A strong requirements model should document current-state workflow, future-state intent, exception scenarios, approval points, master data dependencies, reporting needs, and integration touchpoints. It should also distinguish between mandatory day-one capabilities, phase-two enhancements, and items that should be retired because they reflect outdated process design rather than business necessity.
| Requirement layer | What to define | Executive question |
|---|---|---|
| Business capability | What outcome the process must support | Does this requirement protect revenue, service, compliance, or scalability? |
| Workflow scenario | Standard and exception transaction flows | What happens when the order, inventory, or supplier process deviates? |
| Data and controls | Master data, approvals, audit rules, and ownership | Who governs accuracy and policy enforcement? |
| Integration | Systems, events, frequency, and error handling | What breaks operationally if this interface fails? |
| Delivery priority | Day one, later phase, or retire | Is this essential for go-live or simply desirable? |
Workflow areas that are often missed
Distribution ERP teams often capture the happy path but miss operational exceptions. That is a major design flaw because distribution performance is shaped by how the business handles shortages, substitutions, backorders, returns, damaged goods, pricing disputes, supplier delays, and customer-specific fulfillment requirements.
Commonly overlooked areas include allocation rules by customer segment, branch transfer prioritization, landed cost treatment, rebate accrual logic, credit hold release workflows, proof-of-delivery exceptions, cycle count tolerances, and returns disposition decisions. These are not edge cases. They are recurring operational realities that determine whether the ERP system supports execution or forces manual intervention.
- Map order-to-cash by channel, not just at enterprise level: inside sales, EDI, ecommerce, field sales, and key accounts often behave differently
- Document warehouse exceptions explicitly: short picks, split shipments, substitutions, damaged inventory, and customer-specific labeling
- Define financial implications early: rebates, freight recovery, landed cost, write-offs, and margin approvals should not wait until testing
- Treat integrations as business processes: carrier systems, WMS, CRM, supplier EDI, and ecommerce platforms need operational ownership
- Capture branch and regional variation carefully: some differences are strategic, others are legacy habits that should be standardized
Cloud ERP and AI automation change the requirements conversation
Modern cloud ERP platforms provide embedded workflow automation, role-based approvals, API-led integration, analytics, and increasingly AI-assisted forecasting, anomaly detection, and document processing. That means requirements gathering should not start from the assumption that every legacy manual step must be recreated. It should evaluate where the business can simplify, automate, and standardize.
For example, AI can help classify invoice exceptions, identify unusual order patterns, predict stockout risk, and surface master data anomalies. But these capabilities only deliver value when the underlying process definitions are clear. If item hierarchies are inconsistent, customer pricing rules are undocumented, or warehouse transactions are not captured reliably, AI outputs will be noisy and difficult to operationalize.

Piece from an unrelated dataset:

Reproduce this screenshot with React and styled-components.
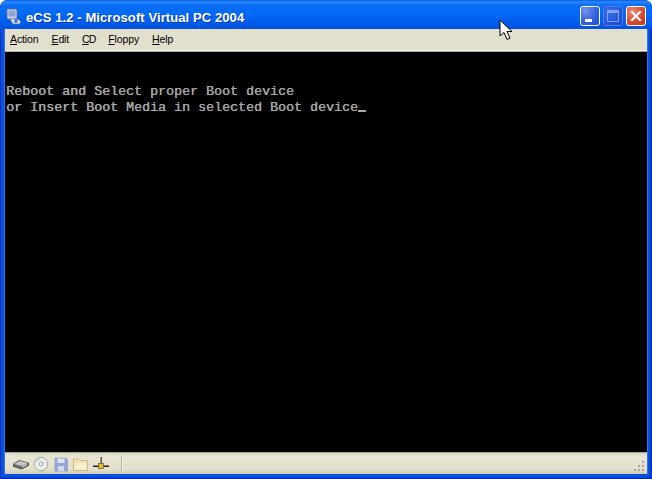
import React from "react";
import styled, { createGlobalStyle } from "styled-components";

const Global = createGlobalStyle`
  html, body { margin: 0; padding: 0; background: #fff; overflow: hidden; }
  #root { width: 652px; height: 479px; }
`;

const Window = styled.div`
  position: relative;
  width: 652px;
  height: 479px;
  display: flex;
  flex-direction: column;
  overflow: hidden;
  border-radius: 8px 8px 0 0;
  background: #0a4fe0;
  box-shadow: inset 1px 0 0 #0838b8, inset -1px -1px 0 #0030a8, inset -2px -2px 0 #0840c8;
`;

const TitleBar = styled.div`
  height: 29px;
  flex: none;
  box-sizing: border-box;
  display: flex;
  align-items: center;
  padding: 3px 6px 0 5px;
  background: linear-gradient(180deg, #0a5ae8 0, #2e8cfb 2px, #1a7dfb 3px, #0a6cf5 6px, #036bf8 12px, #0260ee 20px, #0059e6 25px, #0054e0 27px, #0a55e0 29px);
`;

const AppIcon = styled.svg`
  width: 17px;
  height: 17px;
  flex: none;
  margin-right: 4px;
`;

const Title = styled.div`
  flex: 1;
  padding-top: 2px;
  font: bold 13px/17px "Liberation Sans", Arial, sans-serif;
  color: #fff;
  letter-spacing: 0.09px;
  text-shadow: 1px 1px 0 #0a3aa8;
  white-space: nowrap;
`;

const Controls = styled.div`
  display: flex;
  gap: 3px;
`;

const CtlButton = styled.div`
  width: 20px;
  height: 20px;
  box-sizing: border-box;
  border: 1px solid ${(p) => (p.$disabled ? "#4f7ce6" : "#fff")};
  border-radius: 3px;
  display: flex;
  align-items: center;
  justify-content: center;
  background: ${(p) =>
    p.$close
      ? "radial-gradient(circle at 30% 25%, #ee8a6c, #d9482a 60%, #c03414)"
      : p.$disabled
      ? "radial-gradient(circle at 30% 25%, #3c6fe8, #2052d8 70%, #1c48cc)"
      : "radial-gradient(circle at 25% 20%, #7494ec, #2f5edc 60%, #2450d6)"};
`;

const Body = styled.div`
  flex: 1;
  min-height: 0;
  display: flex;
  flex-direction: column;
  margin: 0 5px 5px 5px;
  background: #e2dfcc;
  box-shadow: -1px 0 0 #2f72ee, 1px 0 0 #2f72ee;
`;

const MenuBar = styled.div`
  height: 21px;
  flex: none;
  box-sizing: border-box;
  padding: 0 0 2px 5px;
  display: flex;
  align-items: center;
  gap: 13px;
  background: #e2dfcc;
  font: 10.5px/14px "Liberation Sans", Arial, sans-serif;
  color: #000;
`;

const MenuItem = styled.span`
  white-space: nowrap;
  letter-spacing: ${(p) => (p.$tight ? "-1px" : "-0.12px")};
  & u { text-underline-offset: 1px; }
`;

const Rule = styled.div`
  height: 2px;
  flex: none;
  background: linear-gradient(180deg, #f4f2e6 0 1px, #a9a793 1px 2px);
`;

const Screen = styled.div`
  height: 400px;
  flex: none;
  box-sizing: border-box;
  padding: 32px 0 0 1px;
  background: #000;
  color: #a8a8a8;
  font: 13.34px/16px "Liberation Mono", "Courier New", monospace;
  text-shadow: 0.4px 0 0 #a8a8a8;
`;

const Line = styled.div`
  height: 16px;
  white-space: pre;
`;

const Cursor = styled.span`
  display: inline-block;
  width: 8px;
  height: 2px;
  background: #a8a8a8;
  vertical-align: -1px;
`;

const StatusBar = styled.div`
  flex: 1;
  min-height: 0;
  display: flex;
  align-items: center;
  box-sizing: border-box;
  border-top: 1px solid #aaa893;
  background: linear-gradient(180deg, #dcd9c4 0, #e8e5d4 3px, #e3e0cc 16px, #cfccb6 100%);
`;

const IconTray = styled.div`
  display: flex;
  align-items: center;
  gap: 4px;
  height: 100%;
  padding-left: 8px;
  width: 116px;
  box-sizing: border-box;
  flex: none;
`;

const StatusIcon = styled.svg`
  width: 16px;
  height: 16px;
  flex: none;
`;

const Separator = styled.div`
  width: 1px;
  height: 16px;
  background: #b5b29c;
  box-shadow: 1px 0 0 #f6f4ea;
  flex: none;
`;

const Spacer = styled.div`
  flex: 1;
`;

const Grip = styled.svg`
  width: 12px;
  height: 12px;
  align-self: flex-end;
  margin: 0 2px 2px 0;
  flex: none;
`;

const Pointer = styled.svg`
  position: absolute;
  left: 499px;
  top: 19px;
  width: 14px;
  height: 22px;
`;

const Menu = ({ k, rest, tight }) => (
  <MenuItem $tight={tight}>
    <u>{k}</u>
    {rest}
  </MenuItem>
);

export default function App() {
  return (
    <Window>
      <Global />
      <TitleBar>
        <AppIcon viewBox="0 0 17 17">
          <path d="M2 1h9l1 1v8l-2 1H3L2 10z" fill="#c9d0e0" stroke="#5a6a90" strokeWidth="0.7" />
          <path d="M3.500 2.500h7v6h-7z" fill="#8fa4d4" />
          <path d="M5 11h8l3 3-2 2H8z" fill="#dfe4ee" stroke="#6d7a9a" strokeWidth="0.7" />
          <circle cx="11" cy="13" r="2" fill="#4f78c8" />
        </AppIcon>
        <Title>eCS 1.2 - Microsoft Virtual PC 2004</Title>
        <Controls>
          <CtlButton>
            <svg width="18" height="18" viewBox="0 0 18 18">
              <rect x="4" y="12" width="7" height="3" fill="#fff" />
            </svg>
          </CtlButton>
          <CtlButton $disabled>
            <svg width="18" height="18" viewBox="0 0 18 18">
              <rect x="3.500" y="3.500" width="11" height="11" fill="none" stroke="#7f9ff0" />
              <rect x="4" y="4" width="10" height="2" fill="#7f9ff0" />
            </svg>
          </CtlButton>
          <CtlButton $close>
            <svg width="18" height="18" viewBox="0 0 18 18">
              <path d="M5 5l8 8M13 5l-8 8" stroke="#fff" strokeWidth="2.200" strokeLinecap="square" />
            </svg>
          </CtlButton>
        </Controls>
      </TitleBar>
      <Body>
        <MenuBar>
          <Menu k="A" rest="ction" />
          <Menu k="E" rest="dit" />
          <Menu k="C" rest="D" tight />
          <Menu k="F" rest="loppy" />
          <Menu k="H" rest="elp" />
        </MenuBar>
        <Rule />
        <Screen>
          <Line>Reboot and Select proper Boot device</Line>
          <Line>
            or Insert Boot Media in selected Boot device
            <Cursor />
          </Line>
        </Screen>
        <StatusBar>
          <IconTray>
            <StatusIcon viewBox="0 0 16 16">
              <path d="M0.500 8l6-3.500 9 2.500v2.500l-7 3.500-8-2.500z" fill="#6f6f6c" stroke="#2e2e2e" strokeWidth="0.700" />
              <path d="M1 8l6-3 8 2-6 3z" fill="#c9c9c4" />
              <path d="M9 11l5-2.500" stroke="#e8e8e2" strokeWidth="1" />
            </StatusIcon>
            <StatusIcon viewBox="0 0 16 16">
              <circle cx="8" cy="8" r="6.800" fill="#ecebe6" stroke="#a9a89a" />
              <circle cx="8" cy="8" r="2" fill="#fff" stroke="#9aa6c8" />
              <path d="M3 6a5 5 0 0 1 4-3" stroke="#b4c0dc" fill="none" />
            </StatusIcon>
            <StatusIcon viewBox="0 0 16 16">
              <path d="M2 2h11l1.500 1.500V15H2z" fill="#96a8da" stroke="#8090c4" strokeWidth="0.600" />
              <rect x="4.500" y="2.500" width="7" height="4.500" fill="#dfe4f2" />
              <rect x="5" y="10" width="6" height="5" fill="#d4daee" />
            </StatusIcon>
            <StatusIcon viewBox="0 0 16 16">
              <path d="M0.500 3h5l1.500 1.500h7.500v10h-14z" fill="#f2e2b8" stroke="#d3b878" />
              <path d="M1.500 7h12.500v7h-12.500z" fill="#f6ecd0" />
            </StatusIcon>
            <StatusIcon viewBox="0 0 16 16">
              <path d="M7.500 1h1.500v7h-1.500z" fill="#555" />
              <path d="M0 9.500h16v1.500h-16z" fill="#222" />
              <rect x="5.500" y="7.500" width="5" height="5" fill="#e3b93c" stroke="#6d5a18" strokeWidth="0.700" />
            </StatusIcon>
          </IconTray>
          <Separator />
          <Spacer />
          <Grip viewBox="0 0 12 12">
            <g fill="#a8a593">
              <rect x="9" y="1" width="2" height="2" />
              <rect x="5" y="5" width="2" height="2" />
              <rect x="9" y="5" width="2" height="2" />
              <rect x="1" y="9" width="2" height="2" />
              <rect x="5" y="9" width="2" height="2" />
              <rect x="9" y="9" width="2" height="2" />
            </g>
          </Grip>
        </StatusBar>
      </Body>
      <Pointer viewBox="0 0 14 22">
        <path d="M1 1v16l4-3.500 3 7 3-1.300-3-6.700h5z" fill="#fff" stroke="#000" strokeWidth="1" />
      </Pointer>
    </Window>
  );
}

Executives should therefore ask two questions during requirements workshops: which workflows should be standardized to fit the cloud platform, and which decisions can be improved through automation or AI once data quality and process discipline are in place. This shifts the program from software replacement to operating model modernization.
Governance controls that prevent scope creep
Scope control is not achieved by telling business teams to stop asking for changes. It is achieved by creating a transparent governance model that evaluates each request against business value, implementation impact, risk, and timing. Every distributor should establish a formal change control board with representation from operations, finance, IT, and executive sponsors.
Each proposed change should be classified as regulatory, operationally critical, risk reducing, value enhancing, or discretionary. It should also be assessed for effect on configuration, integrations, testing, training, data migration, and go-live readiness. This allows leaders to make informed trade-offs instead of approving changes in isolation.
A useful discipline is to maintain three clearly governed buckets: committed go-live scope, approved post-go-live backlog, and rejected or retired requests. When stakeholders see that valid ideas are not being ignored but sequenced appropriately, resistance usually decreases and delivery focus improves.
Executive recommendations for a lower-risk ERP program
CIOs should insist on process-led requirements rather than software-led questionnaires. CFOs should ensure that financial controls, costing logic, rebate treatment, and reporting requirements are defined before design sign-off. COOs and distribution leaders should validate warehouse, inventory, and fulfillment exceptions in detail, because those areas generate the highest volume of operational disruption after go-live.
Program sponsors should also protect the implementation team from strategic overload. If the organization wants ERP, WMS redesign, advanced planning, customer portal modernization, and enterprise analytics, those initiatives need a sequenced roadmap with dependency management, not a single overloaded project plan. Phasing is not a compromise; it is often the mechanism that preserves ROI.
Finally, leadership should measure readiness using operational evidence, not optimism. That includes signed process maps, approved requirements by capability, named data owners, integration specifications, test scenarios covering exceptions, and a governed backlog for deferred enhancements. These are stronger indicators of success than a nominal green project status.
Conclusion
Poor requirements gathering and scope creep are avoidable distribution ERP mistakes, but only when organizations treat ERP as a business transformation program rather than a software installation. Distributors need end-to-end workflow clarity, disciplined prioritization, realistic phasing, and governance that can separate essential capability from legacy preference.
The strongest programs use cloud ERP as an opportunity to standardize operations, improve data quality, enable automation, and create a scalable platform for analytics and AI. When requirements are grounded in real distribution workflows and scope is governed with executive discipline, implementation risk falls and long-term business value rises.